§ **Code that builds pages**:
━━━━━━━━━━━━━━━━
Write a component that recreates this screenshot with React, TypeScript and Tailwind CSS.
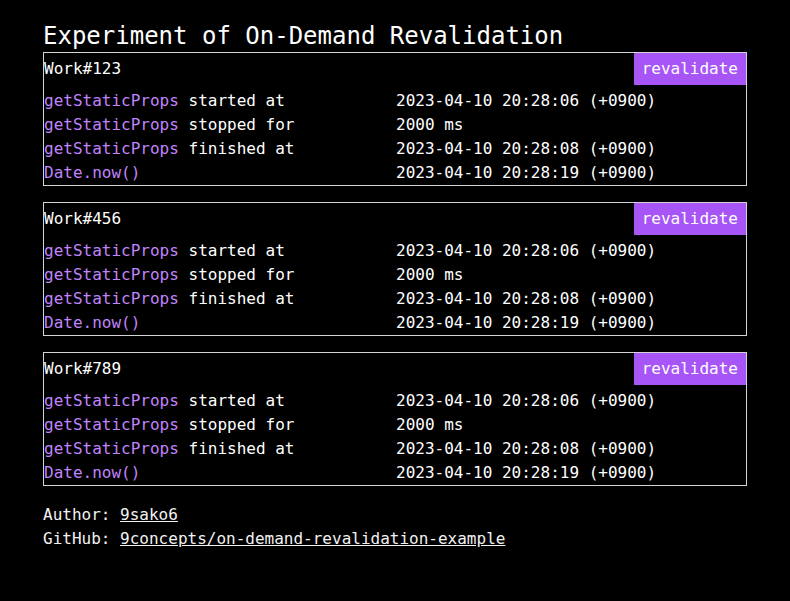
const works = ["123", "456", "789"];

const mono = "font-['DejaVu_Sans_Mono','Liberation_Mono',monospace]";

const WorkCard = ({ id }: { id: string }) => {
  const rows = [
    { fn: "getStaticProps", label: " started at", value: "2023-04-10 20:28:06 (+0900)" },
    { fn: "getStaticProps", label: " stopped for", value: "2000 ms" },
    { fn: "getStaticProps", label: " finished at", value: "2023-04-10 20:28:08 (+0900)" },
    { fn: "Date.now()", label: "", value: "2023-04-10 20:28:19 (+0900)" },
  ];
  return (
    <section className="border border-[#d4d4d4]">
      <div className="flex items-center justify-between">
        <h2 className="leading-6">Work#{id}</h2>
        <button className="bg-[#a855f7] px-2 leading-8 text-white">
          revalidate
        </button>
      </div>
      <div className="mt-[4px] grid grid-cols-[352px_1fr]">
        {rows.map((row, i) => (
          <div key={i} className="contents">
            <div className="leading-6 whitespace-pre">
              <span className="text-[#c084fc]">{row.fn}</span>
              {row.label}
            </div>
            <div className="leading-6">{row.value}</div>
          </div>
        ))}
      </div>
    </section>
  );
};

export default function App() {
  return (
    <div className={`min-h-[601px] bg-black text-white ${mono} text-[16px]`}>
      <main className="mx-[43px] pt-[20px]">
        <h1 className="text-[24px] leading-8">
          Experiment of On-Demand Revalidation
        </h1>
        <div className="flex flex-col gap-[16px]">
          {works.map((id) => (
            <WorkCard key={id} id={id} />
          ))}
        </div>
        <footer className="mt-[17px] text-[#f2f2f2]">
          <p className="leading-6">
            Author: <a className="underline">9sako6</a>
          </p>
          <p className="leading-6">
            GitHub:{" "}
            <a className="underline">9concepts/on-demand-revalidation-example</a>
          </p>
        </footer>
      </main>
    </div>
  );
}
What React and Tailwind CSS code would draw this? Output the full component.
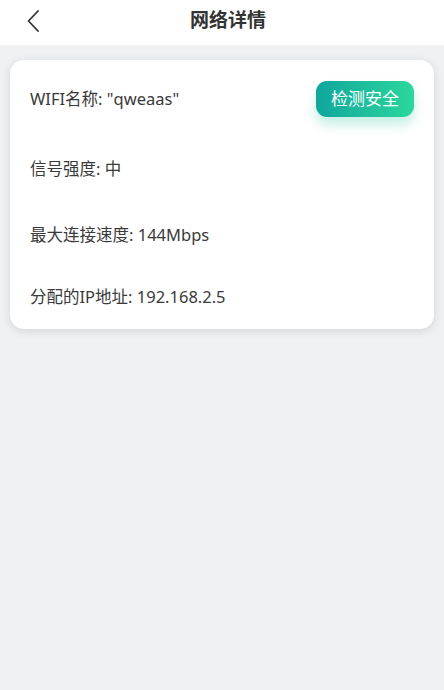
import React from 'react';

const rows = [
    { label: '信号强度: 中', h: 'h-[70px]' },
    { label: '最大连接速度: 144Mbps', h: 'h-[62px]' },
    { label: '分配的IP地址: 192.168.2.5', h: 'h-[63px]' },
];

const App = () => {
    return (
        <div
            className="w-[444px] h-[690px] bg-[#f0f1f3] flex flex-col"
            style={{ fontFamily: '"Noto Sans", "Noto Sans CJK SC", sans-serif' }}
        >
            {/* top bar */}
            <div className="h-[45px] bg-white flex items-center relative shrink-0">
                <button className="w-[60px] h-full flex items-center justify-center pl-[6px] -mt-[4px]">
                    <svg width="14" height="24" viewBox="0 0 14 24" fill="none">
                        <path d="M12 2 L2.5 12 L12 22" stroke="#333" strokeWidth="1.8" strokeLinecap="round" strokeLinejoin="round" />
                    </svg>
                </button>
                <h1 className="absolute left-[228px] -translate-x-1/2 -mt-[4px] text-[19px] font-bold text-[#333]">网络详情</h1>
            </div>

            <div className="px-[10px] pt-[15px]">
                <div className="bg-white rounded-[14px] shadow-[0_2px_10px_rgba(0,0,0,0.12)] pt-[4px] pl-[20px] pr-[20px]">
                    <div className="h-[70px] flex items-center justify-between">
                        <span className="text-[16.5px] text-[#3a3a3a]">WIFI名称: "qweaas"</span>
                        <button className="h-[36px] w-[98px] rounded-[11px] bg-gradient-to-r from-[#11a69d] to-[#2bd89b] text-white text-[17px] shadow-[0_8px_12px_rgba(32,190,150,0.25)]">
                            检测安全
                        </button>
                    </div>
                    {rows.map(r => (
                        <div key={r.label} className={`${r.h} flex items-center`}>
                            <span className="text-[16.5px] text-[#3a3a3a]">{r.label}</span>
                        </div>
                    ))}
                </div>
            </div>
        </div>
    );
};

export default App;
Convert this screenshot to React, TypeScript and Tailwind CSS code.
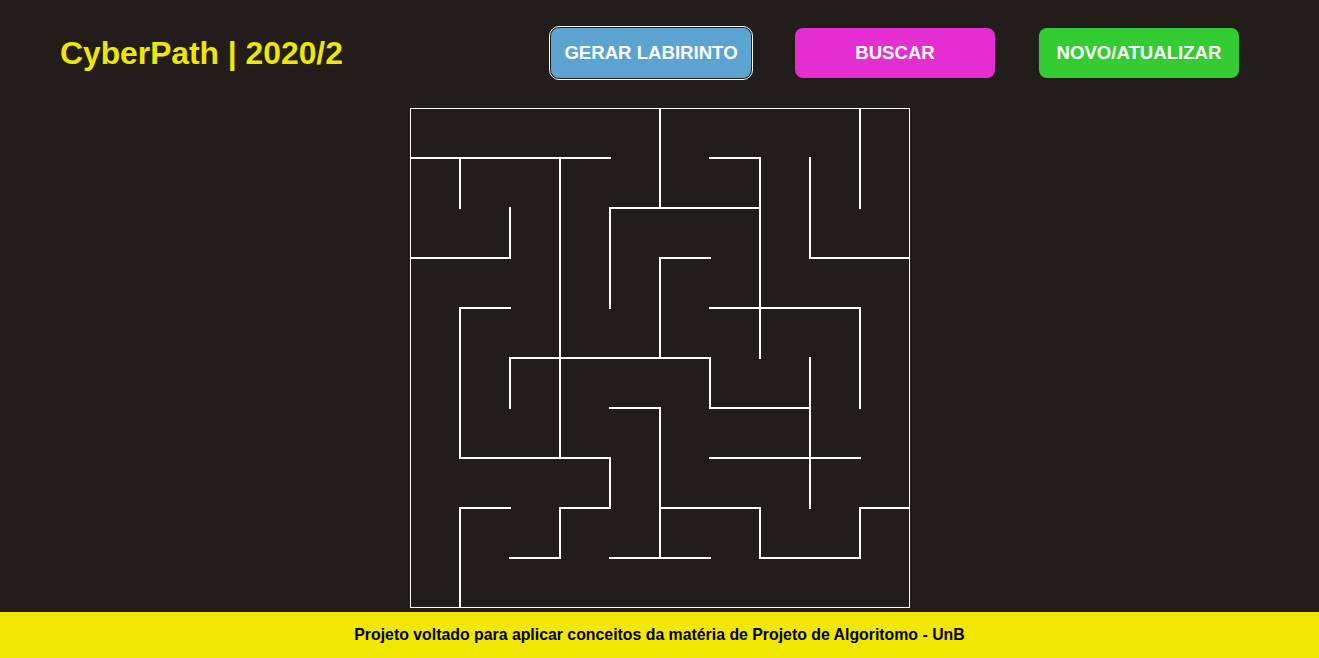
━━━━━━━━━━━━━━━━
§ **WHAT THE TASK REQUIRES**: Search the data above for the word "component", then gather each line in which it appears.

§ **RESULT FOR THIS TASK**:
Write a component that recreates this screenshot with React, TypeScript and Tailwind CSS.
What React and Tailwind CSS code would draw this? Output the full component.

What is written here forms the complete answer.